Do not punish the puppy. If you catch him in the act, don’t let him finish. Pick him up (you can give one low, growling “anghhh!” of disapproval) and take him outside. Wait with him until he finishes, then praise. When you bring him back in, put him in his crate while you clean up. Make sure you use one of those scent-removing solutions, such as Simple Solution, to remove all traces of odor. If the odor is not completely neutralized the dog will be attracted back to the same place. In a pinch, seltzer works pretty well. Asking to Go Out Once the pup has the idea of house training, you can teach him to signal you when he needs to go. If your dog hasn’t already developed a signal by himself, decide what you want him to do. Some options are barking, going to the door and scratching, or even ringing a bell. Teach him the signal as a separate exercise. I strongly recommend using clicker training to teach a new behavior. When you recognize his need to eliminate, ask him, with some enthusiasm, “Do you want to go out?” Put on his lead, and take him to the door. At the door, have him perform his signal behavior. Click/treat and take him out. (Or if he really needs to go, click and treat after he potties.) If you opt not to clicker train, use praise and/or treats instead, but otherwise, follow the same procedure. Before long, your pup will automatically give you the signal in response to your “Do you want to go out” question, and shortly thereafter, he will initiate the signaling behavior when he needs to eliminate. In all fairness, though, do not tease him with the “out” question by not following through. If you do, the question will lose its meaning and confuse the dog.

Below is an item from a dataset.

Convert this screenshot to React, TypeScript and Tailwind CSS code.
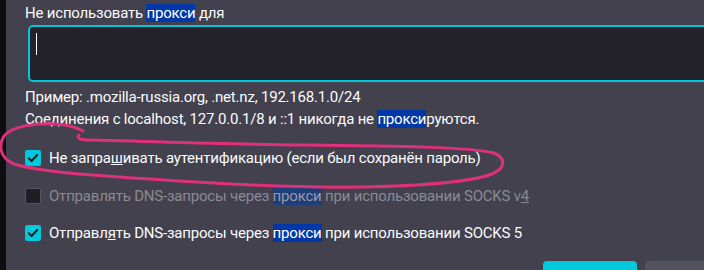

Your puppy will come to you already crate-trained. However, not all puppies have ideal beginnings, so you may have to introduce your puppy to the crate. One way to introduce the crate is by removing the door and surrounding it with an exercise pen, where the exercise pen area can be covered with newspapers if the puppy must be unsupervised, or if you must leave the puppy alone for more hours a day than he is capable of regulating his eliminations. This arrangement allows the puppy to keep his bed (the crate) clean. Feed the puppy in his crate, and if he is reluctant to go in to eat, put the bowls just in the doorway, so he can stand outside and eat with only his head inside. At each meal, put the bowls an inch or two further back, until he willingly goes in to eat. Also, keep a few toys in the crate. When he is comfortable eating in the crate it is time to teach him to stay quietly inside while confined. Put the door back on the crate. This time, when you feed him, close the door. As soon as he is done eating, let him out and take him to his potty area.